Distribution expenses increased $39 million, or 10%, to $420 million for the year ended December 31, 2013 compared
to $381 million for the prior year primarily due to higher variable annuity compensation driven by higher variable annuity
contract values due to market appreciation.
Interest credited to fixed accounts decreased $35 million, or 5%, to $653 million for the year ended December 31, 2013
compared to $688 million for the prior year driven by lower average fixed annuity account balances. Average fixed
annuities contract accumulation values decreased $508 million, or 4%, to $13.5 billion for the year ended December 31,
2013 compared to the prior year due to net outflows.
Benefits, claims, losses and settlement expenses, which exclude the market impact on variable annuity guaranteed
benefits (net of hedges and the related DSIC amortization), increased $79 million, or 19%, to $498 million for the year
ended December 31, 2013 compared to $419 million for the prior year primarily due to the impact of unlocking and an
increase in expenses of approximately $40 million related to higher reserve funding driven by the impact of higher fees
from prior year sales with variable annuity guarantees, partially offset by a $31 million benefit from policyholder movement
of investments in Portfolio Navigator funds under certain in-force variable annuities with living benefit guarantees to the
Portfolio Stabilizer funds. Benefits, claims, losses and settlement expenses for the year ended December 31, 2013
included a $21 million expense from unlocking primarily reflecting the impact of variable annuity model changes. Benefits,
claims, losses and settlement expenses for the prior year included a $32 million benefit from unlocking primarily reflecting
a $53 million benefit from an adjustment to the model which values the reserves related to living benefit guarantees
primarily attributable to prior periods, partially offset by lower bond fund returns related to the life contingent benefits
associated with GMWB.
Amortization of DAC, which excludes the DAC offset to the market impact on variable annuity guaranteed benefits (net of
hedges and the related DSIC amortization), decreased $118 million, or 52%, to $111 million for the year ended
December 31, 2013 compared to $229 million for the prior year primarily due to the impact of unlocking. Amortization of
DAC for the year ended December 31, 2013 included an $81 million benefit from unlocking primarily driven by the impact
of expected higher interest rates and changes in assumed policyholder behavior. Amortization of DAC for the prior year
included a $41 million expense from unlocking primarily reflecting spread compression and lower bond fund growth rates,
partially offset by a benefit from improved persistency and lowered mortality assumption. The impact of unlocking for 2012
included a $10 million expense for the DAC offset to the adjustment to the model which values the reserves related to
living benefit guarantees primarily attributable to prior periods.
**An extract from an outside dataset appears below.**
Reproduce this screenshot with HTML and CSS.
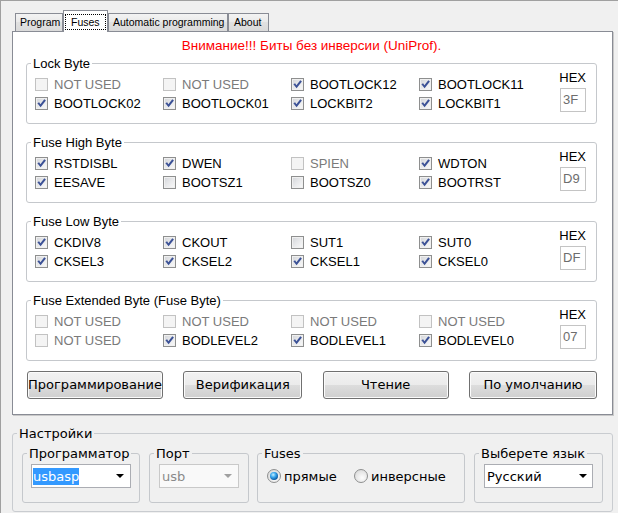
FILE: index.html
```html
<!DOCTYPE html>
<html>
<head>
<meta charset="utf-8">
<link rel="stylesheet" href="styles.css">
</head>
<body>
<div class="window">
  <div class="tabs">
    <div class="tab t-program">Program</div>
    <div class="tab t-fuses active"><span class="focus">Fuses</span></div>
    <div class="tab t-auto">Automatic programming</div>
    <div class="tab t-about">About</div>
  </div>
  <div class="panel">
    <div class="warning">Внимание!!! Биты без инверсии (UniProf).</div>

    <fieldset class="group">
      <legend>Lock Byte</legend>
      <div class="gbody">
        <div class="bits">
          <div class="cb disabled"><span class="box"></span>NOT USED</div>
          <div class="cb disabled"><span class="box"></span>NOT USED</div>
          <div class="cb"><span class="box"><svg viewBox="0 0 11 11"><polygon points="1.4,5.3 3.1,4.2 4.4,6.3 8.3,1.2 9.9,2.4 4.6,9.3"/></svg></span>BOOTLOCK12</div>
          <div class="cb"><span class="box"><svg viewBox="0 0 11 11"><polygon points="1.4,5.3 3.1,4.2 4.4,6.3 8.3,1.2 9.9,2.4 4.6,9.3"/></svg></span>BOOTLOCK11</div>
          <div class="cb"><span class="box"><svg viewBox="0 0 11 11"><polygon points="1.4,5.3 3.1,4.2 4.4,6.3 8.3,1.2 9.9,2.4 4.6,9.3"/></svg></span>BOOTLOCK02</div>
          <div class="cb"><span class="box"><svg viewBox="0 0 11 11"><polygon points="1.4,5.3 3.1,4.2 4.4,6.3 8.3,1.2 9.9,2.4 4.6,9.3"/></svg></span>BOOTLOCK01</div>
          <div class="cb"><span class="box"><svg viewBox="0 0 11 11"><polygon points="1.4,5.3 3.1,4.2 4.4,6.3 8.3,1.2 9.9,2.4 4.6,9.3"/></svg></span>LOCKBIT2</div>
          <div class="cb"><span class="box"><svg viewBox="0 0 11 11"><polygon points="1.4,5.3 3.1,4.2 4.4,6.3 8.3,1.2 9.9,2.4 4.6,9.3"/></svg></span>LOCKBIT1</div>
        </div>
        <div class="hex"><div class="hex-label">HEX</div><div class="hex-box">3F</div></div>
      </div>
    </fieldset>

    <fieldset class="group">
      <legend>Fuse High Byte</legend>
      <div class="gbody">
        <div class="bits">
          <div class="cb"><span class="box"><svg viewBox="0 0 11 11"><polygon points="1.4,5.3 3.1,4.2 4.4,6.3 8.3,1.2 9.9,2.4 4.6,9.3"/></svg></span>RSTDISBL</div>
          <div class="cb"><span class="box"><svg viewBox="0 0 11 11"><polygon points="1.4,5.3 3.1,4.2 4.4,6.3 8.3,1.2 9.9,2.4 4.6,9.3"/></svg></span>DWEN</div>
          <div class="cb disabled"><span class="box"></span>SPIEN</div>
          <div class="cb"><span class="box"><svg viewBox="0 0 11 11"><polygon points="1.4,5.3 3.1,4.2 4.4,6.3 8.3,1.2 9.9,2.4 4.6,9.3"/></svg></span>WDTON</div>
          <div class="cb"><span class="box"><svg viewBox="0 0 11 11"><polygon points="1.4,5.3 3.1,4.2 4.4,6.3 8.3,1.2 9.9,2.4 4.6,9.3"/></svg></span>EESAVE</div>
          <div class="cb"><span class="box"></span>BOOTSZ1</div>
          <div class="cb"><span class="box"></span>BOOTSZ0</div>
          <div class="cb"><span class="box"><svg viewBox="0 0 11 11"><polygon points="1.4,5.3 3.1,4.2 4.4,6.3 8.3,1.2 9.9,2.4 4.6,9.3"/></svg></span>BOOTRST</div>
        </div>
        <div class="hex"><div class="hex-label">HEX</div><div class="hex-box">D9</div></div>
      </div>
    </fieldset>

    <fieldset class="group">
      <legend>Fuse Low Byte</legend>
      <div class="gbody">
        <div class="bits">
          <div class="cb"><span class="box"><svg viewBox="0 0 11 11"><polygon points="1.4,5.3 3.1,4.2 4.4,6.3 8.3,1.2 9.9,2.4 4.6,9.3"/></svg></span>CKDIV8</div>
          <div class="cb"><span class="box"><svg viewBox="0 0 11 11"><polygon points="1.4,5.3 3.1,4.2 4.4,6.3 8.3,1.2 9.9,2.4 4.6,9.3"/></svg></span>CKOUT</div>
          <div class="cb"><span class="box"></span>SUT1</div>
          <div class="cb"><span class="box"><svg viewBox="0 0 11 11"><polygon points="1.4,5.3 3.1,4.2 4.4,6.3 8.3,1.2 9.9,2.4 4.6,9.3"/></svg></span>SUT0</div>
          <div class="cb"><span class="box"><svg viewBox="0 0 11 11"><polygon points="1.4,5.3 3.1,4.2 4.4,6.3 8.3,1.2 9.9,2.4 4.6,9.3"/></svg></span>CKSEL3</div>
          <div class="cb"><span class="box"><svg viewBox="0 0 11 11"><polygon points="1.4,5.3 3.1,4.2 4.4,6.3 8.3,1.2 9.9,2.4 4.6,9.3"/></svg></span>CKSEL2</div>
          <div class="cb"><span class="box"><svg viewBox="0 0 11 11"><polygon points="1.4,5.3 3.1,4.2 4.4,6.3 8.3,1.2 9.9,2.4 4.6,9.3"/></svg></span>CKSEL1</div>
          <div class="cb"><span class="box"><svg viewBox="0 0 11 11"><polygon points="1.4,5.3 3.1,4.2 4.4,6.3 8.3,1.2 9.9,2.4 4.6,9.3"/></svg></span>CKSEL0</div>
        </div>
        <div class="hex"><div class="hex-label">HEX</div><div class="hex-box">DF</div></div>
      </div>
    </fieldset>

    <fieldset class="group">
      <legend>Fuse Extended Byte (Fuse Byte)</legend>
      <div class="gbody">
        <div class="bits">
          <div class="cb disabled"><span class="box"></span>NOT USED</div>
          <div class="cb disabled"><span class="box"></span>NOT USED</div>
          <div class="cb disabled"><span class="box"></span>NOT USED</div>
          <div class="cb disabled"><span class="box"></span>NOT USED</div>
          <div class="cb disabled"><span class="box"></span>NOT USED</div>
          <div class="cb"><span class="box"><svg viewBox="0 0 11 11"><polygon points="1.4,5.3 3.1,4.2 4.4,6.3 8.3,1.2 9.9,2.4 4.6,9.3"/></svg></span>BODLEVEL2</div>
          <div class="cb"><span class="box"><svg viewBox="0 0 11 11"><polygon points="1.4,5.3 3.1,4.2 4.4,6.3 8.3,1.2 9.9,2.4 4.6,9.3"/></svg></span>BODLEVEL1</div>
          <div class="cb"><span class="box"><svg viewBox="0 0 11 11"><polygon points="1.4,5.3 3.1,4.2 4.4,6.3 8.3,1.2 9.9,2.4 4.6,9.3"/></svg></span>BODLEVEL0</div>
        </div>
        <div class="hex"><div class="hex-label">HEX</div><div class="hex-box">07</div></div>
      </div>
    </fieldset>

    <div class="buttons">
      <div class="btn b1">Программирование</div>
      <div class="btn b2">Верификация</div>
      <div class="btn b3">Чтение</div>
      <div class="btn b4">По умолчанию</div>
    </div>
  </div>

  <fieldset class="settings">
    <legend>Настройки</legend>
    <div class="settings-body">
      <fieldset class="sub s-prog">
        <legend>Программатор</legend>
        <div class="sub-body">
          <div class="combo c-prog"><span class="val"><span class="sel">usbasp</span></span><span class="arrow"></span></div>
        </div>
      </fieldset>
      <fieldset class="sub s-port">
        <legend>Порт</legend>
        <div class="sub-body">
          <div class="combo c-port disabled"><span class="val">usb</span><span class="arrow"></span></div>
        </div>
      </fieldset>
      <fieldset class="sub s-fuses">
        <legend>Fuses</legend>
        <div class="sub-body">
          <div class="radio-item r1"><span class="radio on"><span class="dot"></span></span>прямые</div>
          <div class="radio-item r2"><span class="radio"></span>инверсные</div>
        </div>
      </fieldset>
      <fieldset class="sub s-lang">
        <legend>Выберете язык</legend>
        <div class="sub-body">
          <div class="combo c-lang"><span class="val">Русский</span><span class="arrow"></span></div>
        </div>
      </fieldset>
    </div>
  </fieldset>
</div>
</body>
</html>
```
FILE: styles.css
```css
html, body {
  margin: 0;
  padding: 0;
}
body {
  width: 618px;
  height: 513px;
  overflow: hidden;
  background: #f0f0f0;
  font-family: "Liberation Sans", Arial, sans-serif;
  color: #000;
}
.window {
  box-sizing: border-box;
  height: 513px;
  border-top: 1px solid #a0a0a0;
  border-left: 1px solid #a0a0a0;
  padding: 10px 0 0 11px;
}

/* tabs */
.tabs {
  display: flex;
  align-items: flex-end;
  height: 20px;
  padding-left: 3px;
  position: relative;
  z-index: 1;
}
.tab {
  box-sizing: border-box;
  height: 18px;
  border: 1px solid #898c95;
  border-bottom: none;
  background: linear-gradient(#f3f3f3, #e9e9e9 50%, #e1e1e1 50%, #dadada);
  font-size: 10.5px;
  line-height: 17px;
  padding-left: 4px;
  white-space: nowrap;
  overflow: hidden;
}
.t-program { width: 48px; }
.t-fuses { width: 45px; }
.t-auto { width: 120px; padding-left: 4px; }
.t-about { width: 41px; padding-left: 5px; }
.tab.active {
  height: 22px;
  margin-bottom: -1px;
  background: #fff;
  padding: 3px 1px 0 1px;
  line-height: 12px;
}
.focus {
  display: block;
  box-sizing: border-box;
  height: 16px;
  border: 1px dotted #000;
  padding-left: 5px;
  padding-top: 1px;
}

/* panel */
.panel {
  box-sizing: border-box;
  width: 601px;
  height: 384px;
  border: 1px solid #898c95;
  box-shadow: 1px 1px 0 #c9c9c9;
  background: #fff;
  padding: 6px 15px 0 13px;
}
.warning {
  color: #ff0000;
  font-size: 13.5px;
  line-height: 16px;
  height: 16px;
  text-align: center;
  white-space: nowrap;
  margin-bottom: 2px;
}
fieldset {
  margin: 0;
  padding: 0;
  min-width: 0;
  border: 1px solid #c5c8cc;
  border-radius: 3px;
}
legend {
  padding: 0 2px;
  margin-left: 4px;
  line-height: 15px;
  font-size: 13px;
}
.group {
  margin-bottom: 11px;
}
.gbody {
  display: flex;
  height: 38px;
  padding: 4px 10px 10px 8px;
}
.bits {
  display: grid;
  grid-template-columns: repeat(4, 128px);
  grid-auto-rows: 19px;
}
.cb {
  display: flex;
  align-items: center;
  font-size: 13px;
  white-space: nowrap;
}
.box {
  box-sizing: border-box;
  width: 13px;
  height: 13px;
  margin-right: 6px;
  border: 1px solid #8e8f8f;
  background: linear-gradient(135deg, #d2d4d8 0%, #e8e9eb 50%, #fafafa 100%);
  box-shadow: inset 0 0 0 1px #f0f0f0;
  display: flex;
}
.box svg {
  width: 11px;
  height: 11px;
  fill: #3b5196;
}
.cb.disabled {
  color: #7a7a7a;
}
.cb.disabled .box {
  border-color: #c2c2c2;
  background: #f4f4f4;
  box-shadow: none;
}
.hex {
  margin-left: auto;
  margin-top: -5px;
  display: flex;
  flex-direction: column;
  align-items: flex-end;
}
.hex-label {
  font-size: 13px;
  line-height: 15px;
}
.hex-box {
  box-sizing: border-box;
  width: 26px;
  height: 24px;
  margin-top: 3px;
  border: 1px solid #c4c4c4;
  background: #fff;
  color: #6d6d6d;
  font-size: 13px;
  line-height: 22px;
  padding-left: 2px;
}

/* buttons */
.buttons {
  display: flex;
  justify-content: space-between;
  margin: -1px 0 0 1px;
}
.btn {
  box-sizing: border-box;
  height: 28px;
  border: 1px solid #707070;
  border-radius: 3px;
  background: linear-gradient(#f2f2f2 0%, #ebebeb 50%, #dddddd 50%, #cfcfcf 100%);
  box-shadow: inset 0 0 0 1px #fbfbfb;
  font-family: "DejaVu Sans", sans-serif;
  font-size: 13px;
  line-height: 26px;
  text-align: center;
  white-space: nowrap;
}
.b1 { width: 136px; }
.b2 { width: 119px; }
.b3 { width: 126px; }
.b4 { width: 128px; }

/* settings */
.settings {
  width: 601px;
  box-sizing: border-box;
  height: 86px;
  margin-top: 11px;
  border-color: #c9ccd0;
  font-family: "DejaVu Sans", sans-serif;
}
.settings legend {
  font-size: 13px;
}
.settings-body {
  display: flex;
  padding: 5px 9px 0 9px;
}
.sub {
  box-sizing: border-box;
  height: 57px;
}
.s-prog { width: 118px; margin-right: 9px; }
.s-port { width: 100px; margin-right: 8px; }
.s-fuses { width: 208px; margin-right: 9px; }
.s-lang { width: 129px; }
.sub-body {
  display: flex;
  align-items: center;
  height: 24px;
  padding-top: 3px;
}
.s-prog .sub-body { padding-left: 8px; }
.s-port .sub-body { padding-left: 9px; }
.s-fuses .sub-body { padding-left: 9px; }
.s-lang .sub-body { padding-left: 9px; }

.combo {
  box-sizing: border-box;
  height: 24px;
  border: 1px solid #abadb3;
  background: #fff;
  display: flex;
  align-items: center;
  padding-left: 1px;
  font-size: 13px;
}
.combo .val {
  flex: 1;
  white-space: nowrap;
}
.sel {
  display: inline-block;
  background: #3399ff;
  color: #fff;
  line-height: 17px;
}
.arrow {
  width: 0;
  height: 0;
  border-left: 4px solid transparent;
  border-right: 4px solid transparent;
  border-top: 4px solid #000;
  margin-right: 6px;
}
.c-prog { width: 100px; }
.c-port { width: 80px; padding-left: 2px; }
.c-lang { width: 109px; padding-left: 2px; }
.c-lang .arrow { margin-right: 5px; }
.combo.disabled {
  border-color: #c9c9c9;
  background: #f9f9f9;
  color: #8a8a8a;
}
.combo.disabled .arrow {
  border-top-color: #a0a0a0;
}

.radio-item {
  display: flex;
  align-items: center;
  font-size: 13px;
  white-space: nowrap;
}
.r1 { width: 87px; }
.radio {
  box-sizing: border-box;
  width: 14px;
  height: 14px;
  border-radius: 50%;
  border: 1px solid #8e8f8f;
  background: radial-gradient(circle at 60% 65%, #fdfdfd 0%, #e4e4e4 60%, #d0d0d0 100%);
  margin-right: 3px;
  display: flex;
  align-items: center;
  justify-content: center;
}
.dot {
  width: 8px;
  height: 8px;
  border-radius: 50%;
  background: radial-gradient(circle at 40% 35%, #c8f0ff 0%, #3aa8ee 35%, #0d5ea8 70%, #08386d 100%);
}
```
General and administrative expense decreased $25 million, or 11%, to $213 million for the year ended December 31,
2013 compared to $238 million for the prior year primarily due to decreases in investment spending, advertising costs,
service delivery charges and professional services fees. In addition, we recognized a net $6 million charge in the prior year
for estimated future assessments from state insurance guaranty funds, primarily associated with the liquidation of
Executive Life Insurance Company of New York.